-- Begin Data segment --

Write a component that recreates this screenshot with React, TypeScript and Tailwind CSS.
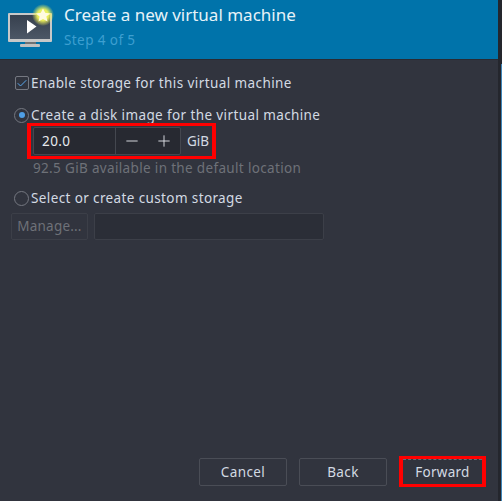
import React from 'react';
import { Check, Minus, Plus } from 'lucide-react';

function MachineIcon() {
  return (
    <svg width="58" height="50" viewBox="0 0 58 50" className="shrink-0 overflow-visible">
      <defs>
        <radialGradient id="glow">
          <stop offset="0.5" stopColor="#f4f65a" stopOpacity="0.95" />
          <stop offset="1" stopColor="#f4f65a" stopOpacity="0" />
        </radialGradient>
        <linearGradient id="screen" x1="0" y1="0" x2="0" y2="1">
          <stop offset="0" stopColor="#37404e" />
          <stop offset="1" stopColor="#4c5766" />
        </linearGradient>
      </defs>
      <rect x="8" y="5" width="44" height="29" rx="1" fill="#c8c8c8" />
      <rect x="10" y="7" width="40" height="24" fill="url(#screen)" />
      <rect x="25" y="34" width="11" height="3" fill="#6f7275" />
      <rect x="20" y="36" width="20" height="3" rx="1" fill="#c0c0c0" />
      <path d="M27 12 L36.5 18.5 L27 25.5 Z" fill="#ffffff" />
      <circle cx="43" cy="7" r="11" fill="url(#glow)" />
      <path d="M43 0.5 L45.2 4.8 L50 5.4 L46.4 8.6 L47.5 13.5 L43 11 L38.5 13.5 L39.6 8.6 L36 5.4 L40.8 4.8 Z" fill="#fffbe0" />
    </svg>
  );
}

export default function App() {
  return (
    <div className="flex h-[501px] w-[502px] overflow-hidden bg-[#24262d]">
      <div className="flex h-full w-[498px] flex-col bg-[#31343e] font-['Noto_Sans',sans-serif] text-[13.5px] tracking-[0.41px] text-[#d3dae3]">
        <header className="flex h-[59px] shrink-0 items-start gap-[6px] bg-[#0073aa]">
          <div className="pt-[8px]">
            <MachineIcon />
          </div>
          <div className="flex flex-col pt-[3px]">
            <span className="text-[17px] leading-[24px] tracking-normal text-[#e6f2f8]">Create a new virtual machine</span>
            <span className="mt-[1px] leading-[24px] text-[#3d9fd0]">Step 4 of 5</span>
          </div>
        </header>

        <main className="flex flex-1 flex-col border-t border-[#292b33] pl-[11px] pt-[13px]">
          <label className="flex h-[20px] items-center gap-[2px] pl-[4px]">
            <span className="flex h-[14px] w-[14px] items-center justify-center rounded-[2px] border border-[#757881]">
              <Check size={13} strokeWidth={2} className="text-[#5aa9ef]" />
            </span>
            <span>Enable storage for this virtual machine</span>
          </label>

          <label className="mt-[12px] flex h-[20px] items-center gap-[2px] pl-[3px]">
            <span className="flex h-[15px] w-[15px] items-center justify-center rounded-full border border-[#757881]">
              <span className="h-[6px] w-[6px] rounded-full bg-[#4f9fe6]" />
            </span>
            <span className="tracking-[0.39px]">Create a disk image for the virtual machine</span>
          </label>

          <div className="ml-[16px] mt-[-2px] flex h-[36px] w-[189px] items-center border-x-4 border-y-[3px] border-[#ff0000] pl-[2px]">
            <div className="flex h-[28px] w-[148px] shrink-0 items-stretch rounded-[2px] border border-[#44474f] bg-[#272931]">
              <span className="flex w-[81px] items-center pl-[8px] text-[#e6e9ee]">20.0</span>
              <span className="flex w-[32px] items-center justify-center border-l border-[#44474f] text-[#e6e9ee]">
                <Minus size={18} strokeWidth={1.2} />
              </span>
              <span className="flex flex-1 items-center justify-center text-[#e6e9ee]">
                <Plus size={18} strokeWidth={1.2} />
              </span>
            </div>
            <span className="ml-[6px] tracking-normal">GiB</span>
          </div>

          <p className="ml-[22px] mt-[-1px] h-[20px] leading-[20px] tracking-[0.34px] text-[#6e7178]">92.5 GiB available in the default location</p>

          <label className="mt-[10px] flex h-[20px] items-center gap-[2px] pl-[3px]">
            <span className="h-[15px] w-[15px] rounded-full border border-[#757881]" />
            <span className="tracking-[0.38px]">Select or create custom storage</span>
          </label>

          <div className="mt-[5px] flex h-[27px] gap-[6px]">
            <button className="w-[77px] rounded-[2px] border border-[#3c3f48] tracking-[0.2px] text-[#6e7178]">Manage...</button>
            <div className="w-[230px] rounded-[2px] border border-[#3c3f48] bg-[#2b2e37]" />
          </div>
        </main>

        <footer className="flex h-[47px] shrink-0 items-start gap-[12px] pl-[199px] pt-[2px]">
          <button className="mt-[2px] h-[28px] w-[88px] rounded-[2px] border border-[#4a4d56]">Cancel</button>
          <button className="mt-[2px] h-[28px] w-[88px] rounded-[2px] border border-[#4a4d56]">Back</button>
          <button className="h-[31px] w-[87px] border-x-4 border-y-[3px] border-[#ff0000]">
            <span className="flex h-full w-full items-center justify-center border-t border-dashed border-[#686b73] tracking-[0.25px]">Forward</span>
          </button>
        </footer>
      </div>
      <div className="ml-auto mt-[64px] h-[437px] w-[1px] bg-[#3f86b8]" />
    </div>
  );
}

-- End Data segment --

Emit the lines of the material exactly, from its first line to the line containing "Check, Minus, Plus", inclusive; leave every picture out.

- _Complete answer_:
Write a component that recreates this screenshot with React, TypeScript and Tailwind CSS.
import React from 'react';
import { Check, Minus, Plus } from 'lucide-react';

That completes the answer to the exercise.